Pluggable Authentication Modules are supported by all OSes PostgreSQL targets except OpenBSD and Windows, and PostgreSQL supports them. (For OpenBSD, BSD Authentication is approximately equivalent and login_radius may correspond to what is described below, but that has not been investigated.)

Suppose your pg_hba.conf file has:

   host all all 192.168.1.0/24 radius radiusserver=10.0.0.50 radiussecret=my_shared_secret radiusport=1812

First, change this to a PAM entry. Here, "postgresql" is chosen as the PAM service name, but it can be any name you prefer:

   host all all 192.168.1.0/24 pam pamservice=postgresql

Next, configure the PAM service. The details depend on which of several PAM RADIUS implementations you are using.

FreeRADIUS pam_radius_auth.so

This is the most popular one, found at pam_radius_auth.so module and Linux package managers (Debian | ...).

The service configuration file should be created under /etc/pam.d with suitable permissions, in this example /etc/pam.d/postgresql:

   #%PAM-1.0
   auth required pam_radius_auth.so conf=/etc/radius.conf require_message_authenticator
   account required pam_permit.so

The "auth" line says that passwords should be checked using RADIUS. The conf option is shown here for completeness, but /etc/radius.conf is the default RADIUS configuration file name and it isn't necessary to include the conf option unless you want to use a different path. Note that require_message_authenticator provides mitigation against the Blast-RADIUS attack (something that the built-in RADIUS method lacks), and without that some RADIUS servers might reject requests or report warnings. The "account" line says that all account (role/user) names are acceptable, which is appropriate here because PostgreSQL itself will check that that the role name is valid, and the authentication method is only responsible for checking the password.
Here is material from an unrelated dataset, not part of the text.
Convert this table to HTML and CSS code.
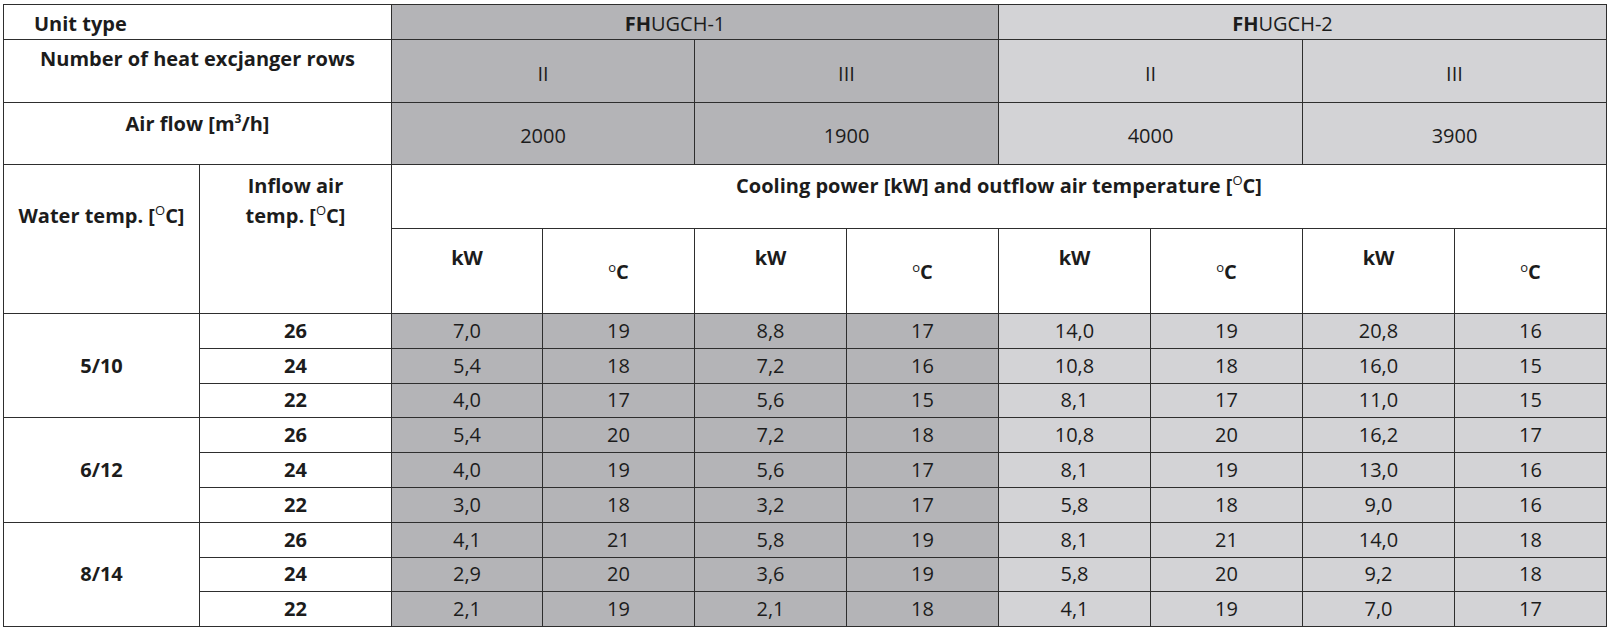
FILE: index.html
```html
<!DOCTYPE html>
<html lang="en">
<head>
<meta charset="utf-8">
<title>FHUGCH cooling data</title>
<link rel="stylesheet" href="styles.css">
</head>
<body>
<table class="spec">
  <colgroup>
    <col class="c-a"><col class="c-b">
    <col class="c-d1"><col class="c-d"><col class="c-d"><col class="c-d">
    <col class="c-d"><col class="c-d"><col class="c-d"><col class="c-d">
  </colgroup>
  <tr class="r-unit">
    <th colspan="2" class="lbl-left">Unit type</th>
    <td colspan="4" class="g1 model"><b>FH</b>UGCH-1</td>
    <td colspan="4" class="g2 model"><b>FH</b>UGCH-2</td>
  </tr>
  <tr class="r-rows">
    <th colspan="2" class="lbl-rows">Number of heat excjanger rows</th>
    <td colspan="2" class="g1 val-rows">II</td>
    <td colspan="2" class="g1 val-rows">III</td>
    <td colspan="2" class="g2 val-rows">II</td>
    <td colspan="2" class="g2 val-rows">III</td>
  </tr>
  <tr class="r-air">
    <th colspan="2" class="lbl-air">Air flow [m<sup class="cube">3</sup>/h]</th>
    <td colspan="2" class="g1 val-air">2000</td>
    <td colspan="2" class="g1 val-air">1900</td>
    <td colspan="2" class="g2 val-air">4000</td>
    <td colspan="2" class="g2 val-air">3900</td>
  </tr>
  <tr class="r-cool">
    <th rowspan="2" class="lbl-water">Water temp. [<sup class="deg">O</sup>C]</th>
    <th rowspan="2" class="lbl-inflow">Inflow air<br>temp. [<sup class="deg">O</sup>C]</th>
    <th colspan="8" class="lbl-cool">Cooling power [kW] and outflow air temperature [<sup class="deg">O</sup>C]</th>
  </tr>
  <tr class="r-units">
    <th class="unit-kw">kW</th><th class="unit-c"><sup class="deg-s">o</sup>C</th>
    <th class="unit-kw">kW</th><th class="unit-c"><sup class="deg-s">o</sup>C</th>
    <th class="unit-kw">kW</th><th class="unit-c"><sup class="deg-s">o</sup>C</th>
    <th class="unit-kw">kW</th><th class="unit-c"><sup class="deg-s">o</sup>C</th>
  </tr>

  <tr class="r-data">
    <th rowspan="3" class="grp">5/10</th><th class="inflow">26</th>
    <td class="g1">7,0</td><td class="g1">19</td><td class="g1">8,8</td><td class="g1">17</td>
    <td class="g2">14,0</td><td class="g2">19</td><td class="g2">20,8</td><td class="g2">16</td>
  </tr>
  <tr class="r-data">
    <th class="inflow">24</th>
    <td class="g1">5,4</td><td class="g1">18</td><td class="g1">7,2</td><td class="g1">16</td>
    <td class="g2">10,8</td><td class="g2">18</td><td class="g2">16,0</td><td class="g2">15</td>
  </tr>
  <tr class="r-data">
    <th class="inflow">22</th>
    <td class="g1">4,0</td><td class="g1">17</td><td class="g1">5,6</td><td class="g1">15</td>
    <td class="g2">8,1</td><td class="g2">17</td><td class="g2">11,0</td><td class="g2">15</td>
  </tr>

  <tr class="r-data">
    <th rowspan="3" class="grp">6/12</th><th class="inflow">26</th>
    <td class="g1">5,4</td><td class="g1">20</td><td class="g1">7,2</td><td class="g1">18</td>
    <td class="g2">10,8</td><td class="g2">20</td><td class="g2">16,2</td><td class="g2">17</td>
  </tr>
  <tr class="r-data">
    <th class="inflow">24</th>
    <td class="g1">4,0</td><td class="g1">19</td><td class="g1">5,6</td><td class="g1">17</td>
    <td class="g2">8,1</td><td class="g2">19</td><td class="g2">13,0</td><td class="g2">16</td>
  </tr>
  <tr class="r-data">
    <th class="inflow">22</th>
    <td class="g1">3,0</td><td class="g1">18</td><td class="g1">3,2</td><td class="g1">17</td>
    <td class="g2">5,8</td><td class="g2">18</td><td class="g2">9,0</td><td class="g2">16</td>
  </tr>

  <tr class="r-data">
    <th rowspan="3" class="grp">8/14</th><th class="inflow">26</th>
    <td class="g1">4,1</td><td class="g1">21</td><td class="g1">5,8</td><td class="g1">19</td>
    <td class="g2">8,1</td><td class="g2">21</td><td class="g2">14,0</td><td class="g2">18</td>
  </tr>
  <tr class="r-data">
    <th class="inflow">24</th>
    <td class="g1">2,9</td><td class="g1">20</td><td class="g1">3,6</td><td class="g1">19</td>
    <td class="g2">5,8</td><td class="g2">20</td><td class="g2">9,2</td><td class="g2">18</td>
  </tr>
  <tr class="r-data">
    <th class="inflow">22</th>
    <td class="g1">2,1</td><td class="g1">19</td><td class="g1">2,1</td><td class="g1">18</td>
    <td class="g2">4,1</td><td class="g2">19</td><td class="g2">7,0</td><td class="g2">17</td>
  </tr>
</table>
</body>
</html>
```

FILE: styles.css
```css
html, body {
  margin: 0;
  padding: 0;
  background: #ffffff;
}

body {
  font-family: "Open Sans", "Lato", "Liberation Sans", sans-serif;
  color: #1c1c1c;
  font-size: 20px;
}

.spec {
  border-collapse: collapse;
  table-layout: fixed;
  width: 1604px;
  margin: 4px 0 0 3px;
}

.c-a { width: 196px; }
.c-b { width: 192px; }
.c-d1 { width: 151px; }
.c-d { width: 152px; }

th,
td {
  border: 1px solid #2e2e2e;
  padding: 0;
  text-align: center;
  font-weight: normal;
  line-height: 26px;
  vertical-align: middle;
}

th {
  font-weight: 700;
}

.g1 { background: #b4b4b7; }
.g2 { background: #d3d3d6; }

.r-unit { height: 35px; }
.r-rows { height: 63px; }
.r-air { height: 62px; }
.r-cool { height: 64px; }
.r-units { height: 85px; }
.r-data { height: 34.8px; }

.lbl-left {
  text-align: left;
  padding-left: 30px;
  padding-top: 3px;
}

.model {
  padding-right: 40px;
  padding-top: 3px;
}

.model b {
  font-weight: 700;
}

.lbl-rows {
  vertical-align: top;
  padding-top: 6px;
}

.lbl-air {
  vertical-align: top;
  padding-top: 8px;
}

.val-rows {
  padding-top: 6px;
}

.val-air {
  padding-top: 4px;
}

.lbl-water {
  vertical-align: top;
  padding-top: 38px;
}

.lbl-inflow {
  vertical-align: top;
  padding-top: 6px;
  line-height: 30px;
}

.lbl-cool {
  vertical-align: top;
  padding-top: 8px;
}

.unit-kw {
  vertical-align: top;
  padding-top: 16px;
}

.unit-c {
  vertical-align: top;
  padding-top: 30px;
}

.cube {
  font-size: 12px;
  vertical-align: 8px;
  line-height: 0;
}

.deg {
  font-size: 13px;
  vertical-align: 8px;
  line-height: 0;
  font-weight: normal;
}

.deg-s {
  font-size: 13px;
  vertical-align: 7px;
  line-height: 0;
  font-weight: normal;
}
```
Then a /etc/radius.conf file (or whatever was provided with conf=) should be created:

   # server[:port] shared_secret timeout
   10.0.0.50:1812 my_shared_secret 3

More than one server can be listed on separate lines, to support fail-over in round-robin order. A timeout of 3 seconds corresponds to the built-in RADIUS method's hard-coded timeout.

The configuration above will use RADIUS/UDP, just like the built-in RADIUS method, except with the mitigation against Blast-RADIUS enabled. Even with the mitigation enabled, RADIUS/UDP is not considered to be very secure, and it would be much better to use RADIUS/TLS (sometimes known as RADSEC). Unfortunately, pam_radius doesn't support that yet. A pull request exists that would allow RADIUS/TLS to be configured, and that should become the recommendation on this page once it ships.

FreeBSD and NetBSD pam_radius.so

pam_radius.so is part of the base system of these operating systems. Unfortunately it does not yet appear to support require_message_authenticator or RADIUS/TLS, so it might be necessary to get the FreeRADIUS version if you really need that. The configuration is nearly identical.

/etc/pam.d/postgresql:

   #%PAM-1.0
   auth required pam_radius.so conf=/etc/radius.conf
   account required pam_permit.so

/etc/radius.conf file (or whatever was provided with conf=):

   # server[:port] shared_secret timeout
   10.0.0.50:1812 my_shared_secret 3

Solaris pam_radius_auth.so

Not tested or investigated, but pam_radius_auth.so looks very similar to the above, and apparently already supports RADIUS/TLS.

History

PostgreSQL has supported RADIUS authentication since 2010, but only the RADIUS/UDP variant, and without the Message-Authenticator. It relies on MD5, which has been considered dead for security purposes since the mid to late 2000s when researchers began to publish practical collision techniques and generate forged certificates, leading to its widespread deprecation wherever cryptograpic hashes are required. For example, it is deprecated in favour of scram-sha-256 in PostgreSQL's password authentication. RADIUS/UDP was well known to be insecure, but in 2024 some of the same researchers showed a practical attack that could be used to forge a successful response datagram in 30-60 seconds given access to the network and 47 Xeon CPUs to find the collision, forcing the standards community to do something to discourage the use of the obsolete versions of the protocol. Fortunately PostgreSQL only waits 3 seconds for a RADIUS server to respond, hopefully making the attack impractical for anyone without vastly more computing power than that.

Initially PostgreSQL developers considered implementing Message-Authenticator, but noted that the timeout already made the attack impractical, and the total absence of problem reports from the field indicating that RADIUS is not really used with PostgreSQL. The plan agreed on was to remove support in v19, declare it deprecated and insecure in the documentation of the release branches, and show how to use the PAM module instead, just in case there really are some users out there who need a pathway to the modern, supported variants of the protocol.